▶ [Written problem] Write again exactly the lines in the listing below, starting at the line with "Recreate this image" and ending at the line with "import React from", both included. Pictures are not copied.

--- start The records ---

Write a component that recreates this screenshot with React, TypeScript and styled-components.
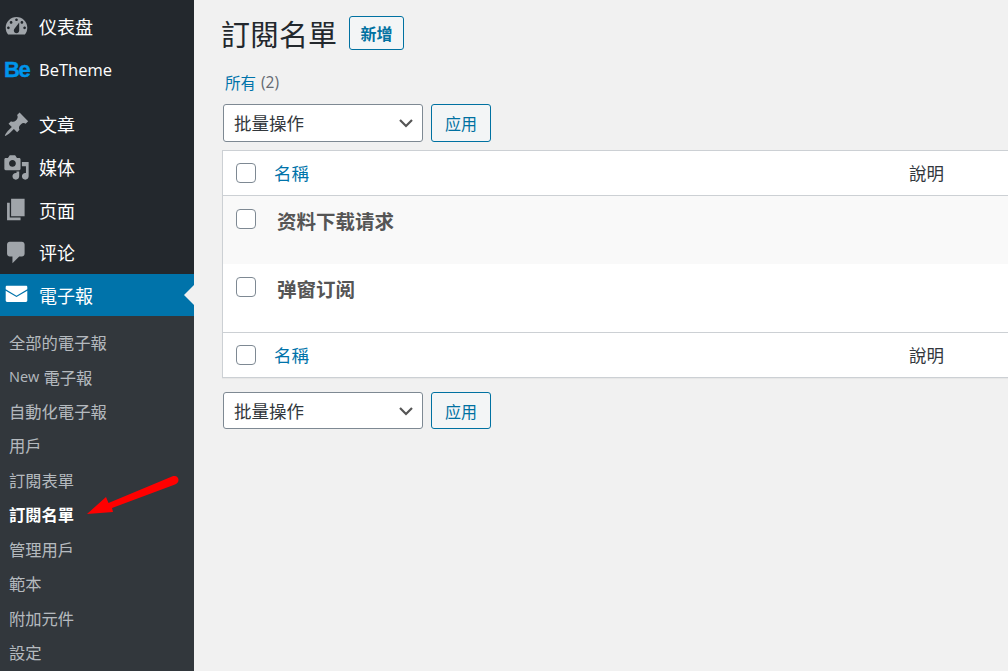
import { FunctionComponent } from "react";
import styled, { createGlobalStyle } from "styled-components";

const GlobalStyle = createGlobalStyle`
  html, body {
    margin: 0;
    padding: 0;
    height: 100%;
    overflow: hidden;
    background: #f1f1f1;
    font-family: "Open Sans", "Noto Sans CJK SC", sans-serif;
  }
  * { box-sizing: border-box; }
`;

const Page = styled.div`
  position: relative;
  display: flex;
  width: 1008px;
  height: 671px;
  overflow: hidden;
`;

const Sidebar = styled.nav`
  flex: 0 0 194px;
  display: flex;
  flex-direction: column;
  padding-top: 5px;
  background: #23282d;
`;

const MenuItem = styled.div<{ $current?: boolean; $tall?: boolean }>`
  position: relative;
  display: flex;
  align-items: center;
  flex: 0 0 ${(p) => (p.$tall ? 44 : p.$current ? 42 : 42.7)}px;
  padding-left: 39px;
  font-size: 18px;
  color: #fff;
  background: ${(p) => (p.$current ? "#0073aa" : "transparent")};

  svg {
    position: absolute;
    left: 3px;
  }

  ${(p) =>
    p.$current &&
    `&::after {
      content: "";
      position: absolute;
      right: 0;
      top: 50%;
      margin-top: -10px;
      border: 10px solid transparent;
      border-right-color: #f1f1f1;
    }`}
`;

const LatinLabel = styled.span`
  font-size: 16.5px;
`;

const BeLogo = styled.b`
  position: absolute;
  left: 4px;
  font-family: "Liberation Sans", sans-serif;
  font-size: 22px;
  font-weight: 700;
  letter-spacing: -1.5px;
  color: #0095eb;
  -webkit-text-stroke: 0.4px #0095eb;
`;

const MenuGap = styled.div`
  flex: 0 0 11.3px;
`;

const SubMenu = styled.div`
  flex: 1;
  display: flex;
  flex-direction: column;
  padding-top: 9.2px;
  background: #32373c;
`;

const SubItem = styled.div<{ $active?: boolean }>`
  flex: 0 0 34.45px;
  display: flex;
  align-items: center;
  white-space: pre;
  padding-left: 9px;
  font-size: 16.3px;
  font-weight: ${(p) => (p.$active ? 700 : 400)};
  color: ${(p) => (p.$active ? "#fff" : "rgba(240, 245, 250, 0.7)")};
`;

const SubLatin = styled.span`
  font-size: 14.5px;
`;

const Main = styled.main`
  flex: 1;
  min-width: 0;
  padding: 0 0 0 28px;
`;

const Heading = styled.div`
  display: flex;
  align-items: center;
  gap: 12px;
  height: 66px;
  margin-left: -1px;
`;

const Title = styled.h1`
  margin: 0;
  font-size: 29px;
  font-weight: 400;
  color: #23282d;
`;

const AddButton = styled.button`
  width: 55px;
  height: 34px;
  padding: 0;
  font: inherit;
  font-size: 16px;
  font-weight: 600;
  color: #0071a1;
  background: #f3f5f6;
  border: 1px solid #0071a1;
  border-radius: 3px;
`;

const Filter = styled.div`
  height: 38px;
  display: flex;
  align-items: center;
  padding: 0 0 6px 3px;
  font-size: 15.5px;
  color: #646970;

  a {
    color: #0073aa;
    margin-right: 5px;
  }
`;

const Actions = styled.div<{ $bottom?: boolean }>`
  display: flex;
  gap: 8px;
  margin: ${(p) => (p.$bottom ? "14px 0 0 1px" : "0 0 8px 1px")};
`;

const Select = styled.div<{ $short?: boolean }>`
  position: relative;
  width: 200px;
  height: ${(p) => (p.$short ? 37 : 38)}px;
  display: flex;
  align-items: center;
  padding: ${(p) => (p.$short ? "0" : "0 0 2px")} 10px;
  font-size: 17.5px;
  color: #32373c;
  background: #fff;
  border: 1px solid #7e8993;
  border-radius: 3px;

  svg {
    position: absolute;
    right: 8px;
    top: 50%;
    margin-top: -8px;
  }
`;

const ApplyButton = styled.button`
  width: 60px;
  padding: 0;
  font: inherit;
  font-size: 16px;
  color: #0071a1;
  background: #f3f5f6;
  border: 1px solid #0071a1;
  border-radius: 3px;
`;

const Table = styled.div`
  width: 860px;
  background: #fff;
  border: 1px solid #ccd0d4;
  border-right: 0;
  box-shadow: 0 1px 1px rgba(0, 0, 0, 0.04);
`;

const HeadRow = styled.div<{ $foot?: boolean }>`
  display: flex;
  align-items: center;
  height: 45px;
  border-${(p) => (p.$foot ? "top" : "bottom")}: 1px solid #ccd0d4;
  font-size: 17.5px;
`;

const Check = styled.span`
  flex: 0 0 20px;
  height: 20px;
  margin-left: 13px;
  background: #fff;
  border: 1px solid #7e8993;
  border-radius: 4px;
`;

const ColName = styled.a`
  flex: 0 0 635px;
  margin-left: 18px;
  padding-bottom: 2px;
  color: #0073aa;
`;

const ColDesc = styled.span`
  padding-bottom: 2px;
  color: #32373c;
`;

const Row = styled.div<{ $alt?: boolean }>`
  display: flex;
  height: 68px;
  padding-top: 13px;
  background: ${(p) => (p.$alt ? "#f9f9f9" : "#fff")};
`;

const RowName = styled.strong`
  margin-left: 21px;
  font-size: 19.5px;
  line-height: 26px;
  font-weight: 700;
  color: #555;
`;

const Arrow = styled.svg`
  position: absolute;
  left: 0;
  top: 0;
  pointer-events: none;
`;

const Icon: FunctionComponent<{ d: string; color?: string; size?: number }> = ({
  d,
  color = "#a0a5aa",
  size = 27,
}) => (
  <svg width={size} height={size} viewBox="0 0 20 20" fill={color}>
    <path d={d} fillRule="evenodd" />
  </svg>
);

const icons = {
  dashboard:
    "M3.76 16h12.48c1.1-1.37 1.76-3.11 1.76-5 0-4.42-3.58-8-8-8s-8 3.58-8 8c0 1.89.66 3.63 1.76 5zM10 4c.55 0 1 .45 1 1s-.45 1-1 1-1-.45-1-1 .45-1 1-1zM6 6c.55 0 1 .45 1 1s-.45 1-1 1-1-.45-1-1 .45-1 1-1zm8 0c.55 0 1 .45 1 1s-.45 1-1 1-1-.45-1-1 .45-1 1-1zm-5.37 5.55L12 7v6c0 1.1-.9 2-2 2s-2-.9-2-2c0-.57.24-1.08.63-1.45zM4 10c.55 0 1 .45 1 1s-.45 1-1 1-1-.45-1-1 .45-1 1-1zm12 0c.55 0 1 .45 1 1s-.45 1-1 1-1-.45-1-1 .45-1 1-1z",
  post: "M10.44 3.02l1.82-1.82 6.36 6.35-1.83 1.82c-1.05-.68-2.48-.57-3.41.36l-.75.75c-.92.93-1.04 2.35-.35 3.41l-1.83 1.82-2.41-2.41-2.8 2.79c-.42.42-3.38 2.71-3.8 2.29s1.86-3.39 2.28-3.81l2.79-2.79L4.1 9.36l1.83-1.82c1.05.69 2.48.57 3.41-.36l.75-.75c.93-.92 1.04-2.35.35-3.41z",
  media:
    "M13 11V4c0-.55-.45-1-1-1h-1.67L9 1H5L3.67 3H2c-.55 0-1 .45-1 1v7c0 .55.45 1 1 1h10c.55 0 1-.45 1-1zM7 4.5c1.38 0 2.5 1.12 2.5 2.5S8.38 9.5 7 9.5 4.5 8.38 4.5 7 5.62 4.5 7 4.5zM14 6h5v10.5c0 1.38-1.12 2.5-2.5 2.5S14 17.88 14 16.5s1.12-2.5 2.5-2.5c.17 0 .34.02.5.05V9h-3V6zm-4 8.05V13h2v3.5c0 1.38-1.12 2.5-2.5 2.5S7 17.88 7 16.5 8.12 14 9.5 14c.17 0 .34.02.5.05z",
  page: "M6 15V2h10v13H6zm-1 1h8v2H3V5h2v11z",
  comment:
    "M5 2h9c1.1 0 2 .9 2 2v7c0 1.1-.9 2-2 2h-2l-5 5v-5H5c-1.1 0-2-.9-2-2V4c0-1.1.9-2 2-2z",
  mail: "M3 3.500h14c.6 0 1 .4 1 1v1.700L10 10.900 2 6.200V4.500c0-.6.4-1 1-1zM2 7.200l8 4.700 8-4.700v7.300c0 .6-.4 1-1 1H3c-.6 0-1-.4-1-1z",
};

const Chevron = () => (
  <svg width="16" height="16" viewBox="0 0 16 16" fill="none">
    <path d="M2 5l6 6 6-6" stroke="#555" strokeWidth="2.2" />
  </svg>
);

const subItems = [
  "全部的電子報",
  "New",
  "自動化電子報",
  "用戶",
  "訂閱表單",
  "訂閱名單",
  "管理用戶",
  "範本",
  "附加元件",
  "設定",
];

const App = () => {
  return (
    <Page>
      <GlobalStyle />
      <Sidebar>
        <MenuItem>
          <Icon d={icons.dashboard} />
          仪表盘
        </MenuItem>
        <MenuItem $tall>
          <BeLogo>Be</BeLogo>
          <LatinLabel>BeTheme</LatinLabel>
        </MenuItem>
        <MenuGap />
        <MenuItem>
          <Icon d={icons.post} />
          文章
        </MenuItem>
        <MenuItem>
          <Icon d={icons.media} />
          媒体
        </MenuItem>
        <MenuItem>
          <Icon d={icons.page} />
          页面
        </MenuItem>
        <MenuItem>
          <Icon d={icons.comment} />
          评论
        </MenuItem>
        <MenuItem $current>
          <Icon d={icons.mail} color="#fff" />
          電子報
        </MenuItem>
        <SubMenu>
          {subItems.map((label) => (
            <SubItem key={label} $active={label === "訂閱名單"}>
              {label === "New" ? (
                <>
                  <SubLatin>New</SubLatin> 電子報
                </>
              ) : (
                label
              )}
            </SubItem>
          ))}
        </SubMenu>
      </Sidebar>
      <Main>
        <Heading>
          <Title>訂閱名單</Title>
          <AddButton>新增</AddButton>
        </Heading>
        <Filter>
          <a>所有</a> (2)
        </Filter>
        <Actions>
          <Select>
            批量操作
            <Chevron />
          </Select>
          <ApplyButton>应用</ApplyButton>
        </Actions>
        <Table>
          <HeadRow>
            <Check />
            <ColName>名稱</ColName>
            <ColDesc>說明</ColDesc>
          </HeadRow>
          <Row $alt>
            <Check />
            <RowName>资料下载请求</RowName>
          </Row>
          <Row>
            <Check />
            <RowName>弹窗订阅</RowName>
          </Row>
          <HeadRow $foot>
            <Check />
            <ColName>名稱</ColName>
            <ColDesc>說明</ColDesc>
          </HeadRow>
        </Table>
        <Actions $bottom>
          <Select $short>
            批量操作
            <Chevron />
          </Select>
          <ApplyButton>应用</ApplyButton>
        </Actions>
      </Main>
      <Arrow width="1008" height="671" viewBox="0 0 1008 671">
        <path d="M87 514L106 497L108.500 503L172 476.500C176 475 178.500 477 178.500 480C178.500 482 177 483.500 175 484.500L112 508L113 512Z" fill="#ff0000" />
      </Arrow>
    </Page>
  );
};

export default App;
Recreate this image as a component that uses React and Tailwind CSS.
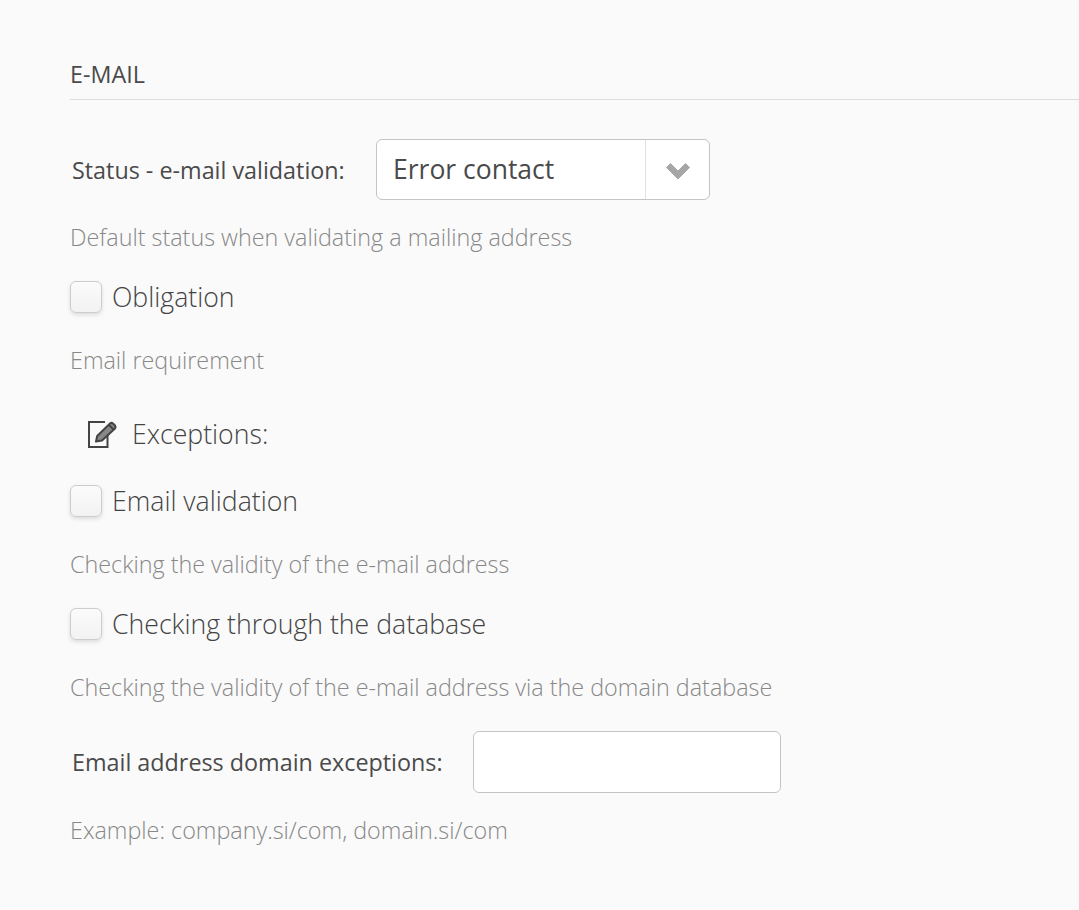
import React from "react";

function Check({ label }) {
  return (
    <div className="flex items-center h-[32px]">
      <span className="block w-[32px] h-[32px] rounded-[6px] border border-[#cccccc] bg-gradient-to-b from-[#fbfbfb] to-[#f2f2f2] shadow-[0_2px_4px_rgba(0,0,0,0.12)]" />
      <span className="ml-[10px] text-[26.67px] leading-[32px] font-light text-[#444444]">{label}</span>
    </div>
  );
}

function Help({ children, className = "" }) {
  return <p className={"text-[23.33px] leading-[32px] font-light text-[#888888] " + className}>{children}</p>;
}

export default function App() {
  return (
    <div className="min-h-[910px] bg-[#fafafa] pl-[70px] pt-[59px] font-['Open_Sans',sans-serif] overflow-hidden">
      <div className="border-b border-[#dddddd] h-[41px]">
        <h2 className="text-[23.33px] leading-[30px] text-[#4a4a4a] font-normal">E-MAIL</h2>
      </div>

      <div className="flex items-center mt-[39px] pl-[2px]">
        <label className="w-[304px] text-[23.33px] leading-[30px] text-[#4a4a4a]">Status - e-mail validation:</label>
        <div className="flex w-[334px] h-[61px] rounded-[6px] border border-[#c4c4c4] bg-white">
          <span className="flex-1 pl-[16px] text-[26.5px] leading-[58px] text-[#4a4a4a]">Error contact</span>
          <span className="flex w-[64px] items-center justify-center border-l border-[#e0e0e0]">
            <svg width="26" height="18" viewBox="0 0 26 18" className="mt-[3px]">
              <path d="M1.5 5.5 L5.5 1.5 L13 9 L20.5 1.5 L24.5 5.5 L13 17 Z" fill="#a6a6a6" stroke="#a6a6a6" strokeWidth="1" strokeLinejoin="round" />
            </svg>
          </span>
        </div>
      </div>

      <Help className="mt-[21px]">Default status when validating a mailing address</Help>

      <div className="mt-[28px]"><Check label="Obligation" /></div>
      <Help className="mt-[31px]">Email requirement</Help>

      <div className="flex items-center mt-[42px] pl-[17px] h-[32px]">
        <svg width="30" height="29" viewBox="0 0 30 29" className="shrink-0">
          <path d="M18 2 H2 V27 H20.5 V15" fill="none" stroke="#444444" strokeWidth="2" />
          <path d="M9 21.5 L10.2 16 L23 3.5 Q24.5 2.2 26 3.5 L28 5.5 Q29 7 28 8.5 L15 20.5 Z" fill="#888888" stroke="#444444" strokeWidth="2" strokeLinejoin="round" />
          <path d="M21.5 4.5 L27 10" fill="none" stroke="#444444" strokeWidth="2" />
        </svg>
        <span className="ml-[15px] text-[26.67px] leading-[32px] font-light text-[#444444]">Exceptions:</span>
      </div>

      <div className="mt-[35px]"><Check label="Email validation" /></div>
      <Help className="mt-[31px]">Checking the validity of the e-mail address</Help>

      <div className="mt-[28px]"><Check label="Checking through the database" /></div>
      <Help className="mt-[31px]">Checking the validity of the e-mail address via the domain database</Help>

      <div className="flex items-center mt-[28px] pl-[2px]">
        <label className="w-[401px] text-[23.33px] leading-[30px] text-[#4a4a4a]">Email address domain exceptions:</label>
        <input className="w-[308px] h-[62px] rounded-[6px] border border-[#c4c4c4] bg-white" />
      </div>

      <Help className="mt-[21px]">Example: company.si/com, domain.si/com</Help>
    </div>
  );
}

--- end The records ---

▶ [Solved exercise]
Recreate this image as a component that uses React and Tailwind CSS.
import React from "react";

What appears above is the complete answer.